Soumaya Khalifa, an Egyptian-born American and founder of Khalifa Consulting in Atlanta, described the news as a miracle.
“What happened is beyond anybody’s imagination,” Ms. Khalifa says. “Everyone thought Egyptians were apathetic. That it happened in only 18 days, it’s a miracle.”
Khalifa said she woke up at 3 in the morning to check the news, but her husband told her to go back to sleep, “because nothing will change,” she says.
In the morning she heard the news on Al Jazeera.
“I started crying,” she says. “The tears kept gushing. I went on Facebook and put up a post and immediately people responded. The comments are still coming in, from all over world…. What was amazing was how everyone cared about what’s happening in Egypt, not just Egyptians,” she says.
Khalifa says she hopes the spirit that brought down the 30-year Mubarak regime will continue to propel the country forward.
“Democracy is not easy, but I hope that they continue on that momentum they have built and be able to select right leadership that is different than what they had … and make sure Egypt is a place for everyone – not for one ethnicity, one religion – for everyone.”
Groups in the Atlanta area that back the protesters had planned to hold a demonstration Saturday. Now, says Khalifa, the event will be a celebration.
“It’s very moving for me,” she says, choked with tears. “It’s amazing because the revolution has given people hope and dignity they were so yearning for and deserved.”
Legislators across the US praised Egyptians’ peaceful efforts for democracy and called for elections as soon as possible.
Vice President Joe Biden said Mubarak's resignation was a pivotal moment.
“It is a vivid demonstration of the times in which we live,” Mr. Biden said. “There are few generations that have an opportunity to bend history even just a little bit.”
Sen. Harry Reid (D) of Nevada also congratulated Egyptians, but he cautioned against violence and said that the transition could be difficult. “We will be watching the situation closely,” he said in a statement. “We wish the Egyptian people the best in their next steps toward determining their own future under a democratic process.”
Tarek Saadawi, a professor at the City University of New York and a board member of the Alliance of Egyptian Americans in New Jersey, called Mubarak’s resignation “the beginning of a new era," and said it could set off a ripple of democracy movements throughout the region.
“After [Mubarak’s] disastrous speech last night, today is the beginning of a new era, for Egypt and for the free world,” Mr. Saadawi says. “It is a model not only for Egypt…. This revolution will spread across the Arab countries and gives hope to all oppressed and suppressed people.”
Saadawi, whose daughter is in Egypt and participated in the protests, says Egyptians have a lot of work ahead.
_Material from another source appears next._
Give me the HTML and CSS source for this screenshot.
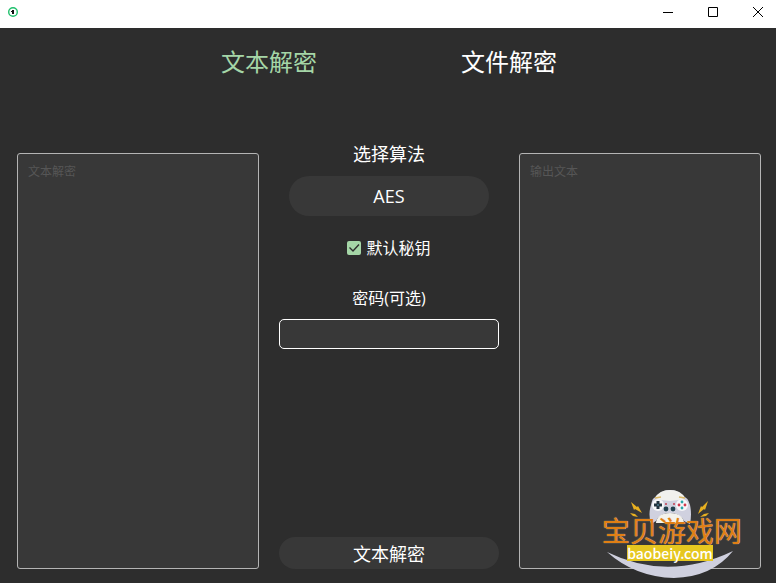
FILE: index.html
```html
<!DOCTYPE html>
<html lang="zh-CN">
<head>
    <meta charset="UTF-8">
    <meta name="viewport" content="width=device-width, initial-scale=1.0">
    <title>文本解密</title>
    <link rel="stylesheet" href="styles.css">
</head>
<body>
    <header class="titlebar">
        <svg class="app-icon" viewBox="0 0 12 12">
            <circle cx="6" cy="6" r="4.3" fill="#fff" stroke="#1fc06c" stroke-width="1.4"/>
            <path d="M5 4h2v4H5V6H4V5h1z" fill="#111"/>
        </svg>
        <div class="window-buttons">
            <button type="button" aria-label="最小化">
                <svg viewBox="0 0 12 12"><path d="M1 6.5h10"/></svg>
            </button>
            <button type="button" aria-label="最大化">
                <svg viewBox="0 0 12 12"><path d="M1.5 1.5h9v9h-9z"/></svg>
            </button>
            <button type="button" aria-label="关闭">
                <svg viewBox="0 0 12 12"><path d="M1 1l10 10M11 1L1 11"/></svg>
            </button>
        </div>
    </header>

    <nav class="tabs">
        <button type="button" class="tab active">文本解密</button>
        <button type="button" class="tab">文件解密</button>
    </nav>

    <main class="content">
        <textarea class="text-box" placeholder="文本解密" aria-label="文本解密"></textarea>

        <form class="options">
            <label class="title" for="algorithm">选择算法</label>
            <select id="algorithm" class="algorithm">
                <option>AES</option>
            </select>
            <label class="default-key">
                <input type="checkbox" checked>
                <span>默认秘钥</span>
            </label>
            <label class="password-label" for="password">密码(可选)</label>
            <input type="password" id="password" class="password">
            <button type="button" class="submit">文本解密</button>
        </form>

        <textarea class="text-box" placeholder="输出文本" aria-label="输出文本" readonly></textarea>
    </main>

    <div class="watermark">
        <svg class="watermark-art" viewBox="0 0 140 88">
            <!-- swoosh -->
            <path d="M5 62Q66 92 131 61Q110 87 72 88Q33 87 5 62z" fill="#cfd0de"/>
            <!-- sparks -->
            <g fill="#e8b020">
                <path d="M29 12l6 5 1-1 4 7-7-4-1 1z"/>
                <path d="M28 23l5 1 3 3-5-1z"/>
                <path d="M106 11l-6 6-1-1-3 8 6-5 1 1z"/>
                <path d="M107 23l-5 1-4 3 6-1z"/>
            </g>
            <!-- gamepad -->
            <path d="M49 15Q50 7 57 5Q60 0 68 0Q76 0 79 5Q86 7 88 15Q90 24 88 34L82 31Q78 23 68 23Q58 23 54 31L49 34Q46 24 49 15z" fill="#d0d1df"/>
            <path d="M53 8Q57 0 68 0Q79 0 83 8Q76 11 68 11Q60 11 53 8z" fill="#f1f1ee"/>
            <path d="M54 33Q55 23 68 23Q81 23 82 33z" fill="#f3f2ed"/>
            <path d="M53 8l6-1M77 7l6 1" stroke="#d8b765" stroke-width="1.4"/>
            <circle cx="56" cy="15" r="6" fill="#f7f7f9"/>
            <circle cx="80" cy="15" r="6" fill="#f7f7f9"/>
            <path d="M56 11v8M52 15h8" stroke="#22323e" stroke-width="3"/>
            <circle cx="56" cy="15" r="1" fill="#4a7788"/>
            <circle cx="64" cy="19" r="2.4" fill="#22424e"/>
            <circle cx="71" cy="19" r="2.4" fill="#22424e"/>
            <path d="M63 14h2M71 14h2" stroke="#c43c50" stroke-width="1.4"/>
            <g fill="#d03a4e">
                <circle cx="77" cy="15" r="1.4"/>
                <circle cx="83" cy="15" r="1.4"/>
            </g>
            <g fill="#2aa5a8">
                <circle cx="80" cy="12" r="1.4"/>
                <circle cx="80" cy="18" r="1.4"/>
            </g>
        </svg>
        <div class="watermark-name">宝贝游戏网</div>
        <div class="watermark-site">baobeiy.com</div>
    </div>
</body>
</html>
```

FILE: styles.css
```css
* {
    box-sizing: border-box;
}

body {
    margin: 0;
    height: 100vh;
    display: flex;
    flex-direction: column;
    position: relative;
    background: #2d2d2d;
    color: #fff;
    font-family: "Open Sans", "Noto Sans CJK SC", sans-serif;
}

button, input, select, textarea {
    font-family: inherit;
    color: inherit;
    margin: 0;
}

button {
    border: none;
    padding: 0;
    background: none;
    cursor: pointer;
}

.titlebar {
    display: flex;
    justify-content: space-between;
    flex: none;
    height: 28px;
    padding-left: 7px;
    background: #fff;
}

.app-icon {
    width: 12px;
    height: 12px;
    margin-top: 6px;
}

.window-buttons {
    display: flex;
    height: 24px;
    margin-right: -4px;
}

.window-buttons button {
    display: flex;
    align-items: center;
    justify-content: center;
    width: 45px;
}

.window-buttons svg {
    width: 12px;
    height: 12px;
    fill: none;
    stroke: #000;
    stroke-width: 1;
}

.tabs {
    display: grid;
    grid-template-columns: 240px 240px;
    justify-content: center;
    flex: none;
    padding: 16px 15px 0 17px;
}

.tab {
    font-size: 24px;
    line-height: 36px;
}

.tab.active {
    color: #a5d6a7;
}

.content {
    flex: 1;
    display: grid;
    grid-template-columns: 1fr 220px 1fr;
    gap: 20px;
    min-height: 0;
    padding: 60px 15px 14px 17px;
}

.text-box {
    width: 100%;
    margin-top: 13px;
    padding: 9px 10px;
    border: 1px solid #b4b4b4;
    border-radius: 3px;
    background: #383838;
    font-size: 12px;
    line-height: 18px;
    resize: none;
    outline: none;
}

.text-box::placeholder {
    color: #565656;
    opacity: 1;
}

.options {
    display: flex;
    flex-direction: column;
    align-items: center;
}

.title {
    font-size: 18px;
    line-height: 28px;
}

.algorithm {
    appearance: none;
    width: 200px;
    height: 40px;
    margin-top: 8px;
    padding: 0;
    border: none;
    border-radius: 20px;
    background: #383838;
    font-size: 18px;
    text-align: center;
    text-align-last: center;
}

.default-key {
    display: flex;
    align-items: center;
    gap: 5px;
    margin-top: 20px;
    font-size: 16px;
    line-height: 24px;
}

.default-key input {
    appearance: none;
    width: 14px;
    height: 14px;
    border-radius: 2px;
    background: #a5d6a7 url("data:image/svg+xml,%3Csvg xmlns='http://www.w3.org/2000/svg' viewBox='0 0 14 14'%3E%3Cpath d='M2.5 6.5l3.5 3.5 6-6.5' fill='none' stroke='%232d2d2d' stroke-width='1.4'/%3E%3C/svg%3E");
}

.password-label {
    margin-top: 26px;
    font-size: 16px;
    line-height: 24px;
}

.password {
    width: 100%;
    height: 30px;
    margin-top: 9px;
    padding: 0 8px;
    border: 1px solid #fff;
    border-radius: 5px;
    background: #383838;
    font-size: 14px;
    outline: none;
}

.submit {
    width: 100%;
    height: 32px;
    margin-top: auto;
    border-radius: 16px;
    background: #383838;
    font-size: 18px;
}

/* site logo over the lower right corner */
.watermark {
    position: absolute;
    right: 34px;
    bottom: 5px;
    width: 140px;
    height: 88px;
    padding-top: 27px;
    text-align: center;
    pointer-events: none;
}

.watermark-art {
    position: absolute;
    top: 0;
    left: 0;
    width: 140px;
    height: 88px;
}

.watermark-name {
    position: relative;
    color: #e07f14;
    font-size: 28px;
    line-height: 28px;
    white-space: nowrap;
    text-shadow: 0 0 1px #f5d9b0;
}

.watermark-site {
    position: relative;
    width: 86px;
    margin-left: 25px;
    background: #e6c71f;
    font-family: "Noto Sans CJK SC", sans-serif;
    font-size: 14px;
    line-height: 16px;
    font-weight: 500;
}
```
“The transition must begin immediately,” he says, adding that a document circulating in Cairo, the Tahrir Manifesto, has already addressed the next steps. Among them, he says, he wants to see parliament dissolved and a new constitution drawn.
Like many other Egyptian-Americans, Saadawi said Nobel laureate Mohamed El-Baradei is at the top of his list of viable leaders for Egypt.
“A lot of young people in Tahrir [Square] were inspired by him,” he says.
Reham El-Hennaway, a dentistry student in Rochester, N.Y., also mentioned Mr. El-Baradei as a potential future president, but she said, expressing concern about Egypt’s immediate future, that’s still a long way off.
“I’m happy but nervous,” says Ms. El-Hennaway. “I’m worried it might turn into Iraq…. I hope it doesn’t cause chaos.”
El-Hennaway, a Canadian citizen whose parents live in Egypt, says Mubarak’s resignation is a vindication for everyone who died in Egypt’s struggle. One of her own family members who was watching the protests was shot and killed when police started firing on the third day of the demonstrations, she says.
“[The protestors] were united, they stuck to their ground and didn’t go home, they showed their government and the entire world that they’re not going to be pushed over. It would have been a waste for him to give his life for nothing … the people who died in this revolution will be remembered for having made the change in this country,” she says. “I’m happy for them.”
Echoing the words of her countrymen here, she says she hopes Egyptians understand that democracy isn’t easy and change takes time.
“I’m worried that people are going to think that now that the government is changing, there’s going to be an overnight change in how the country is run. Change takes a lot of time, a lot of effort. People have to understand they have to work hard to make that change.”
And, she says, it’s not just the government that must change for Egypt to move forward; the people must change, too.
In Arabic, she quotes a line from the Quran, then translates, “ 'God will not change the condition of a nation until they change themselves.' I hope this will open the eyes of every Egyptian to act with the highest standards of ethics.”